29. Assume negligible charge on the outside surfaces of the plates. We use S2 and S3 to find the field outside the plates and since no charge is enclosed within these Gaussian surfaces, the field outside must be ZERO.

Now with regard to S4, we have a double argument which I'll explain now:
Clearly on the Gaussian surface, E*A = |charge density|*A /epsilon, where A is the areas of the end cap between the plates. Thus E =
|charge density|/epsilon, E = 0 on the other end cap within the right conducting plate of finite thickness. NOTE IN THE CASE OF S4, E IS THE MAGNITUDE of the electric field due to both the positive and negative surfaces charges on the surfaces facing each other across the gap. Also note

You can use a second argument to get the electric field of magnitude E between the plates. Assume the oppositely charged inner surfaces can be represented as infinite charged parallel non-conducting sheets. The net field would be the sum of the field of the two sheets E =
|charge density| /(2epsilon) + |charge density| /(2epsilon) =
|charge density| /epsilon, same as above.

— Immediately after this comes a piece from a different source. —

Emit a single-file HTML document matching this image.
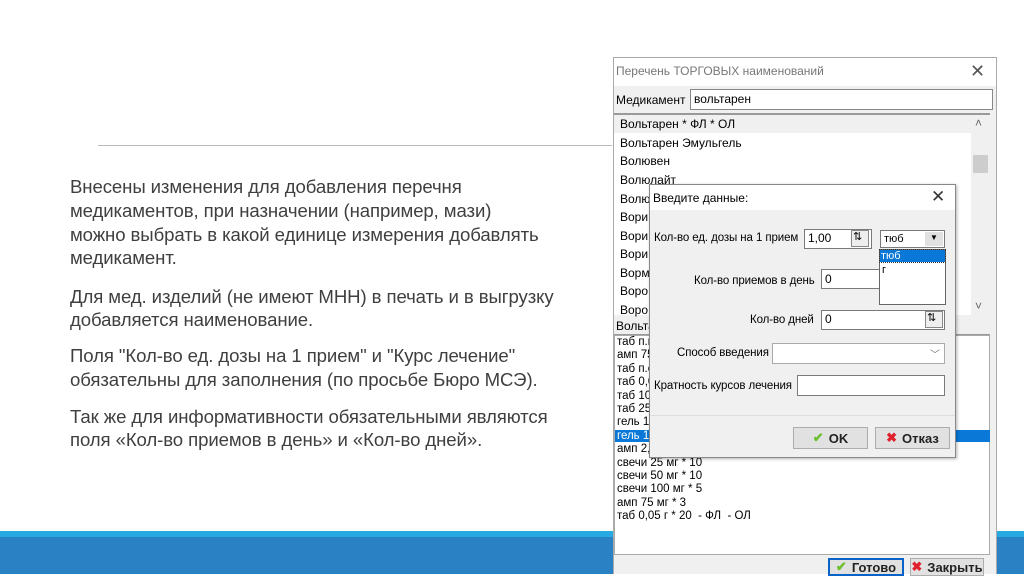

NOTE ABOVE WE USED THE ABSOLUTE VALUE OF THE CHARGE DENSITY, THE POSITIVE CHARGE DENSITY ON LEFT PLATE.
The is equivalent to the "proper " method, assuming the outward pointing normal lime and the electric field are oppositely directed on S4's endcap between plates. In this case, the angle between vector -E and normal is 180 degrees so we' d have:
E*A*cos 180 = charge density/epsilon, leading to:
-E*A = charge density/epsilon:
But note the charge density on right plate is negative: charge density =
-|charge density| on the right plate. If you substitute this negative sign on the right side of above equation, the signs cancel leading to the top stated relationship---E*A = |charge density|/epsilon:

32. See example 21.12 for help on using superposition to find the net field by adding the individual fields for each sheet. This problem is a little more complicated because we have 4 sheets but same principles apply. A more direct use of Gauss's Law will be discussed in class during review.

45. The shell surrounds the concentric solid conductor. See #44 DISCUSSIONS above.

46. See example 22.5 and figures 22.23 (a), (b) and (c), especially (b) and (c). See also example 22.11 and figure 22.27 for extra reinforcement.

16. FLUX = E*(4 *pi*r²) = |q enclosed|/epsilon. Note: r = Mars' radius, which if known, allows you to compute E.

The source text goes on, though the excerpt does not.